Why Followers Matter

followership

Not long ago a reader commented that leadership isn’t everything, that there’s a value in being a good follower as well. That remark stuck with me. In the four years since we began this blog we’ve looked at leadership from all directions. We’ve written about being the Lone Ranger director, about leading from the middle, about decision making, and about leadership and self-awareness. But we’ve neglected what it means to be a foot soldier. So today we turn the spotlight on followership.

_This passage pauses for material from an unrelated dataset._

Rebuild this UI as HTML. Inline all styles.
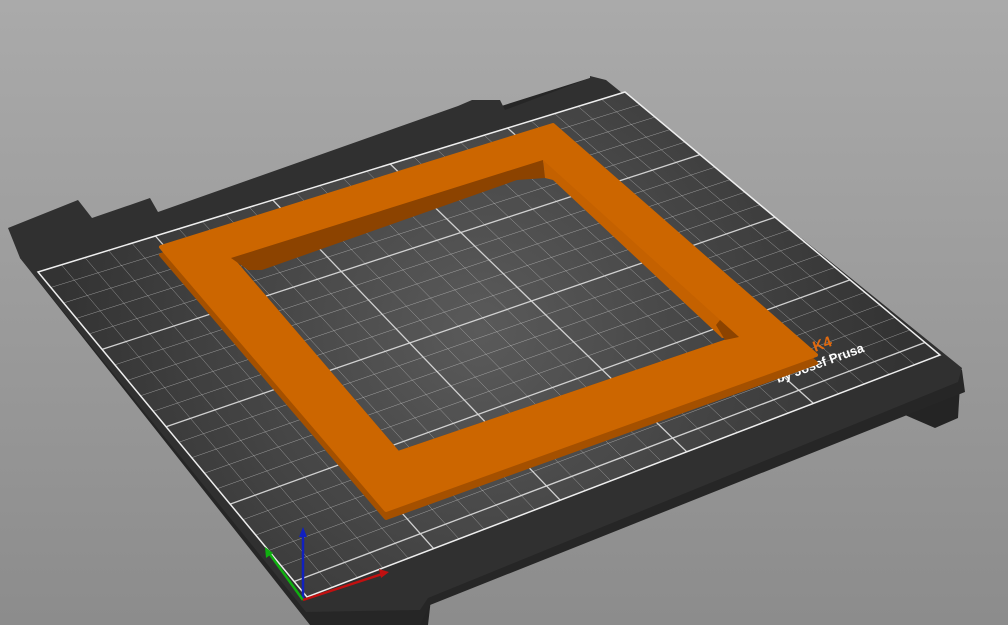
<!DOCTYPE html>
<html><head><meta charset="utf-8"><style>
html,body{margin:0;padding:0;width:1008px;height:625px;overflow:hidden}
body{background:linear-gradient(#aaaaaa,#8c8c8c)}
svg{position:absolute;left:0;top:0}
</style></head><body>
<svg id="s" width="1008" height="625" viewBox="0 0 1008 625" xmlns="http://www.w3.org/2000/svg">
<defs>
<radialGradient id="rg" cx="480" cy="330" r="420" gradientUnits="userSpaceOnUse">
<stop offset="0" stop-color="#5a5a5a"/><stop offset="1" stop-color="#333"/></radialGradient>
</defs>
<polygon points="900,395 960,385 958,418 935,428 905,415" fill="#242424"/>
<polygon points="400,600 432,590 428,625 395,625" fill="#242424"/>
<polygon points="20,258 310,625 420,625 430,605 965,392 962,370 600,80 590,78" fill="#262626"/>
<polygon points="590,76 606,80 962,368 958,382 428,598 420,610 306,612 20,258 8,228 78,200 92,218 130,205 150,198 158,212 458,106 472,100 500,100 505,110 590,78" fill="#303030"/>
<polygon points="38,272 625,92 940,355 307,597" fill="url(#rg)"/>
<g id="grid" stroke="#d8d8d8" fill="none"></g>
<polygon points="38,272 625,92 940,355 307,597" fill="none" stroke="#eee" stroke-width="1.5"/>
<text x="0" y="0" transform="translate(778,383) rotate(-20)" font-family="Liberation Sans, sans-serif" font-weight="bold" font-size="13" fill="#fff">by Josef Prusa</text>
<text x="0" y="0" transform="translate(815,352) rotate(-20)" font-family="Liberation Sans, sans-serif" font-weight="bold" font-size="15" fill="#e06a10">K4</text>
<path fill-rule="evenodd" fill="#a45000" stroke="#a45000" stroke-width="4" stroke-linejoin="round" d="M161,255 L553,133 L816,363 L386,518 Z M231,258 L543,160 L739,337 L398,453 Z"/>
<path fill-rule="evenodd" fill="#cc6600" stroke="#cc6600" stroke-width="4" stroke-linejoin="round" d="M161,247 L553,125 L816,355 L386,510 Z M231,258 L543,160 L739,337 L398,453 Z"/>
<polygon points="231,258 543,160 545,178 517,180 262,270 248,270" fill="#8c4300"/>
<polygon points="543,160 739,337 722,338 553,180 545,178" fill="#c46100"/>
<polygon points="720,320 739,337 725,340 716,325" fill="#8c4300"/>
<line x1="303" y1="600" x2="303" y2="534" stroke="#1020c0" stroke-width="2.5"/>
<polygon points="303,527 299,537 307,537" fill="#1020c0"/>
<line x1="303" y1="600" x2="269" y2="553" stroke="#10b010" stroke-width="2.5"/>
<polygon points="265,547 266,558 273,553" fill="#10b010"/>
<line x1="303" y1="600" x2="382" y2="574" stroke="#c01010" stroke-width="2.5"/>
<polygon points="389,572 379,569 381,578" fill="#c01010"/>
</svg>
<script>
(function(){
var L=[38,272],T=[625,92],R=[940,355],B=[307,597];
function P(u,v){return[(1-u)*(1-v)*L[0]+u*(1-v)*T[0]+u*v*R[0]+(1-u)*v*B[0],(1-u)*(1-v)*L[1]+u*(1-v)*T[1]+u*v*R[1]+(1-u)*v*B[1]];}
var g=document.getElementById('grid'),h='';
var NU=25,NV=21;
for(var i=1;i<NU;i++){var u=i/NU,a=P(u,0),b=P(u,1),w=i%5==0?1.3:0.5;h+='<line x1="'+a[0]+'" y1="'+a[1]+'" x2="'+b[0]+'" y2="'+b[1]+'" stroke-width="'+w+'" stroke-opacity="'+(i%5==0?0.95:0.6)+'"/>';}
for(var j=1;j<NV;j++){var v=j/NV,a=P(0,v),b=P(1,v),w=j%5==0?1.3:0.5;h+='<line x1="'+a[0]+'" y1="'+a[1]+'" x2="'+b[0]+'" y2="'+b[1]+'" stroke-width="'+w+'" stroke-opacity="'+(j%5==0?0.95:0.6)+'"/>';}
g.innerHTML=h;
})();
</script>
</body></html>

According to our friends at the Bureau of Labor Statistics there are 353,000 museum and heritage organization employees. We have to assume that the vast majority do not occupy the corner office. They tend to have more responsibility than authority. They are assistant curators, fund raisers, educators, and volunteer coordinators. Some may go through an entire week and not see a member of their organizational leadership team, and yet all the planning, the vision, and the courage leaders incubate comes to life with the followers. They are the yin to the leadership yang.

Our reader was right: There is a stigma associated with followership. If your aspirations lean toward leadership, you don’t want to be tagged as the person who gets behind the concept, works well with others, and helps deliver a superior event, program or exhibit.  Leadership in the United States is an individual thing, populated by creative outliers who sometimes believe they can do it on their own. Followership is a different sort of place.

Leaders sometimes have a reputation for arriving fully formed behind the big desk, but unless you’re an entrepreneur/visionary like Jeff Bezos your career trajectory usually begins as part of a team, a program, a department. There you learn to collaborate, to work with others. You support your leader’s decisions and share in the resulting successes. And, in a healthy museum or heritage organization, you feel comfortable challenging leadership, particularly in the face of something unethical. And even if you go on to become a leader, whether by accident or aspiration, without an understanding and an empathy for the qualities of followership, your leadership practice will suffer.

Of course there are also staff members who are undistinguished followers. They are the hermits–isolated individuals who’ve left before they leave. They are the unmotivated, kind of like an 8th grader who won’t participate in the team project except to tell everyone else what is wrong with it. And they are the trouble makers who participate through gossip, leaving discord in their wake.

For skilled followers–the ones coveted by all museums– work trumps individual differences–political, religious or lifestyle beliefs. For these folk, what’s important is what’s shared–delivering, for example, a brilliant historic site program blending geometry, history, and philosophy with grace and humor–not what you don’t. Every organization needs those folks. Accomplished followers are the people who bring good humor to collections storage when a pipe bursts and it’s all hands on deck. They are the folks who say thank you.

So, if you’re a leader, know your team. Even if your team is two volunteers and a part-time curator. Listen to them. Value them. Know what motivates them. Welcome the moments when they challenge ideas because it indicates they’re with you, and they want the best for the museum. Figure out ways to remove the barriers with which they may be struggling. Pay them what they’re worth. Thank them.

Joan Baldwin


3 Comments on “Why Followers Matter”

  1. Very good post. I sent it to my daughter who is enrolled in some course on leadership at GWU. Good points of how to become a good leader as well as be a good leader – unfortunately missing in many!

  2. Trevor Jones says:

    Years ago in one of my MBA classes the instructor asked “What makes a leader?” We all shouted out the expected things — “Vision!” “Values!” “Execution!” an on and on until we couldn’t think of anything else. After we were quiet, the instructor said “None of you said followers. Unless people are actually following you, you can call yourself a leader all you want, but it is followers who make you a leader.” I’ve never forgotten that definition of leadership.